Once in Sao Paulo, we stopped to visit Christian's uncle, Marinho, who I've met before in the US.  He's a professional musician and it was cool to see his studio.  Then we drove with his dog, who he told me to call "Dude" but his name sounds more like "Doo Doo," to Christian's aunt Vera's apartment.  Their housekeeper, who is considered part of the family and has been with them for decades, is an accomplished cook, and she made us a traditional Brazilian lunch.  A salad bursting with heart of palm (one of my favorites!), beans and rice, chopped beef in a spicy gravy, and fried manioc root.  Dessert was a delicate custard, a light cake filled with guava and banana, and big, juicy persimmons the size of your palm.  You spoon out the flesh and it's sweeter than sugar.

After lunch, Christian's cousin Floh took us to the big market in the center of the city.  It's a very poor area, so we took a cab.  The market is housed in one of the grand old buildings from the glory days when coffee made the city rich.  And it was wonderful!  So many cheeses and cured meats...fruits you've never heard of, fish fresh from the coast, spices galore...  I can't bring much of this stuff back to Dallas, but I did get a back of whole nutmeg nuts for $2.  Total bargain.  I also spent $12 at a fruit stand getting some of the most exotic fruits they had.  Some are found only in the Amazon basin.  My favorite was siriguelo.  It's like half fruit and half berry.  You put it in your mouth and it's so sweet and tangy it's like a slap across the face.

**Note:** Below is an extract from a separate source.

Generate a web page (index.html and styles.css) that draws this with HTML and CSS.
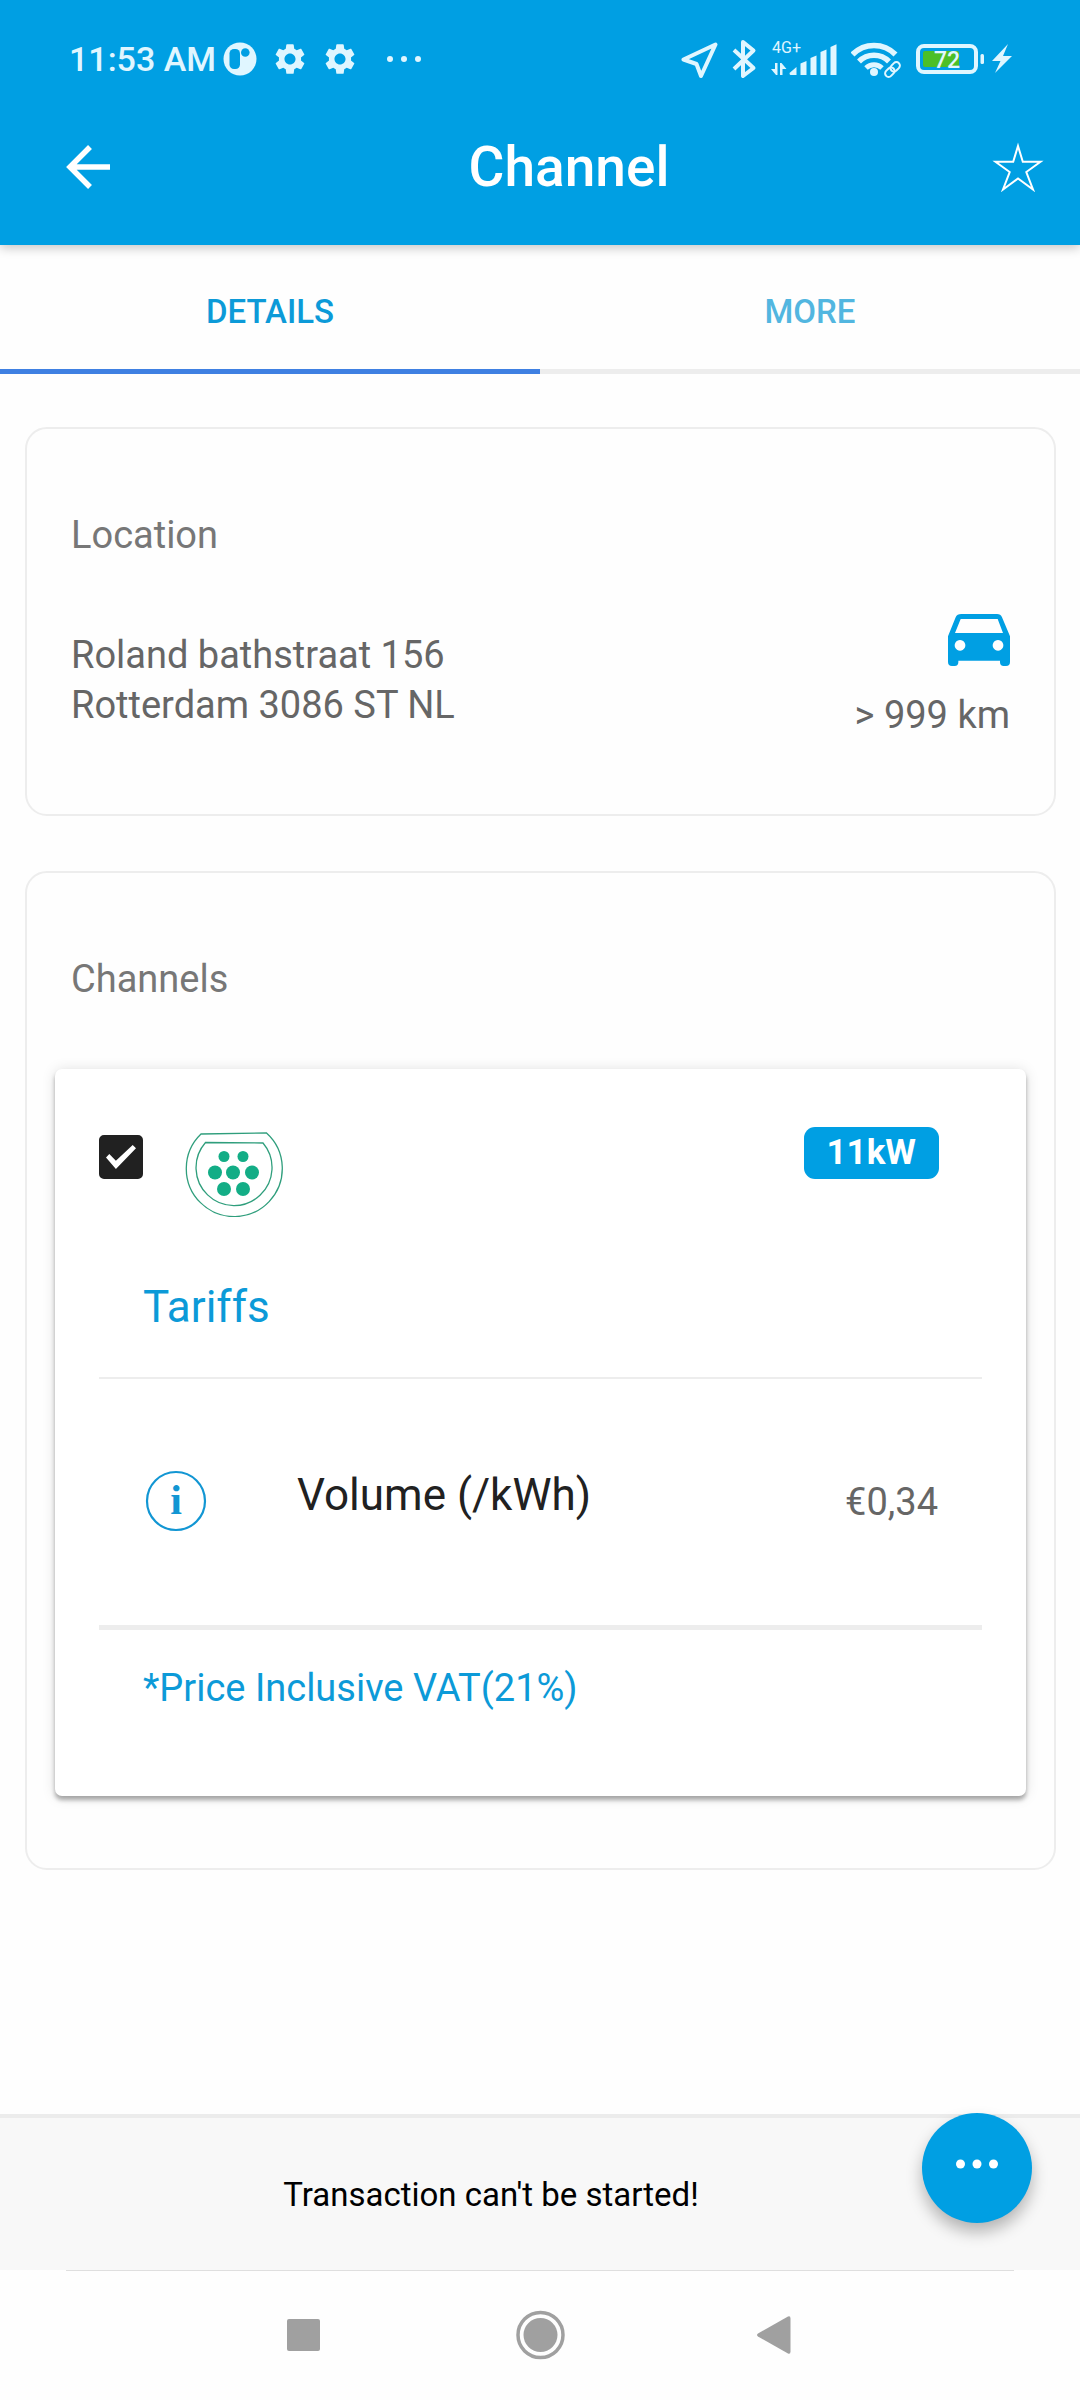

We came back to Vera's for a rest and Floh made us caipirinhas out of passion fruit and "sweet lemon" which is a type of citrus fruit we don't have in the states.  It smells just like a lemon, but without any hint of tartness, it's just lightly sweet.

Floh's husband Enrico joined us and we went to their favorite pizza restaurant for dinner.  It's one of the nicer pizza places in Sao Paulo...a pizza is around $20.  (Eating out in sao Paulo is pricey...like Europe.)  We ordered two pizzas, each came half with one combination of toppings, and the other half had another combination.  My favorites were the pizza with no sauce, just cheese, thick slices of tomato, slices of fresh mozarella, and Greek olives...and the roasted eggplant pizza.  We also had a smoked-cheese pizza, but it was a touch too cheesy for me, and a pizza drizzled with pesto made from a bitter herb like parsley.  Perhaps my favorite part of the whole meal was the complimentary bread brought out in the beginning...it was a flaky bread with salami baked into it, and you used it to sop up electric-green olive oil that had been soaking with whole garlic cloves.  AMAZING!

As you can imagine, sleep came pretty quickly afterwards...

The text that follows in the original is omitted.